**Exercise:**
Please set down all the lines beneath this one exactly, without the pictures.

**Supplied information:**
-*-*-
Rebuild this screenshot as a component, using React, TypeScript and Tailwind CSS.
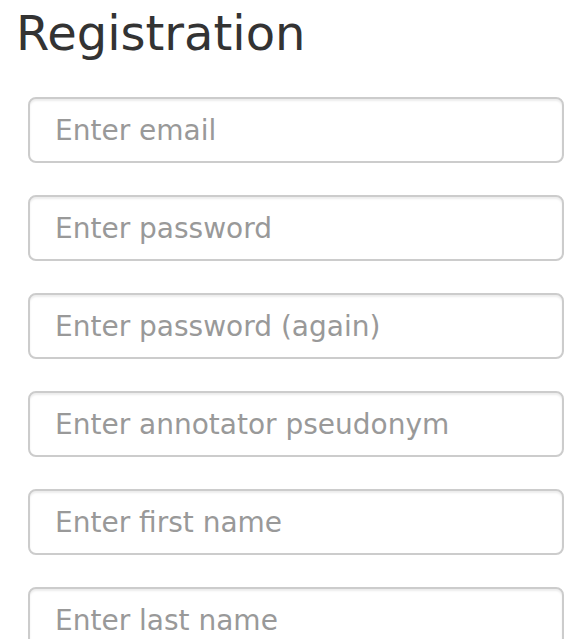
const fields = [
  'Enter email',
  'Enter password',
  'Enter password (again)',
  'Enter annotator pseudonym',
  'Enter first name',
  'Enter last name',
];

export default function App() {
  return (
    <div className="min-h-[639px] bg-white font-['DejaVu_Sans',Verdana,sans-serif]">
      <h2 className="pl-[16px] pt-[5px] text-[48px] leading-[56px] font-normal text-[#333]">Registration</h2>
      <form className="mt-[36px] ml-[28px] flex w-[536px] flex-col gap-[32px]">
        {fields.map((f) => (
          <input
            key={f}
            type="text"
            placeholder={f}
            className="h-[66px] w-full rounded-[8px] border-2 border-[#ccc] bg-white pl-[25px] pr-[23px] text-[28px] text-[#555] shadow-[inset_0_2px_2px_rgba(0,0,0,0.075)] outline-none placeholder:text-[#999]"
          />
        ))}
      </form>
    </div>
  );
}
-*-*-
**Exercise output:**
Rebuild this screenshot as a component, using React, TypeScript and Tailwind CSS.
const fields = [
  'Enter email',
  'Enter password',
  'Enter password (again)',
  'Enter annotator pseudonym',
  'Enter first name',
  'Enter last name',
];

export default function App() {
  return (
    <div className="min-h-[639px] bg-white font-['DejaVu_Sans',Verdana,sans-serif]">
      <h2 className="pl-[16px] pt-[5px] text-[48px] leading-[56px] font-normal text-[#333]">Registration</h2>
      <form className="mt-[36px] ml-[28px] flex w-[536px] flex-col gap-[32px]">
        {fields.map((f) => (
          <input
            key={f}
            type="text"
            placeholder={f}
            className="h-[66px] w-full rounded-[8px] border-2 border-[#ccc] bg-white pl-[25px] pr-[23px] text-[28px] text-[#555] shadow-[inset_0_2px_2px_rgba(0,0,0,0.075)] outline-none placeholder:text-[#999]"
          />
        ))}
      </form>
    </div>
  );
}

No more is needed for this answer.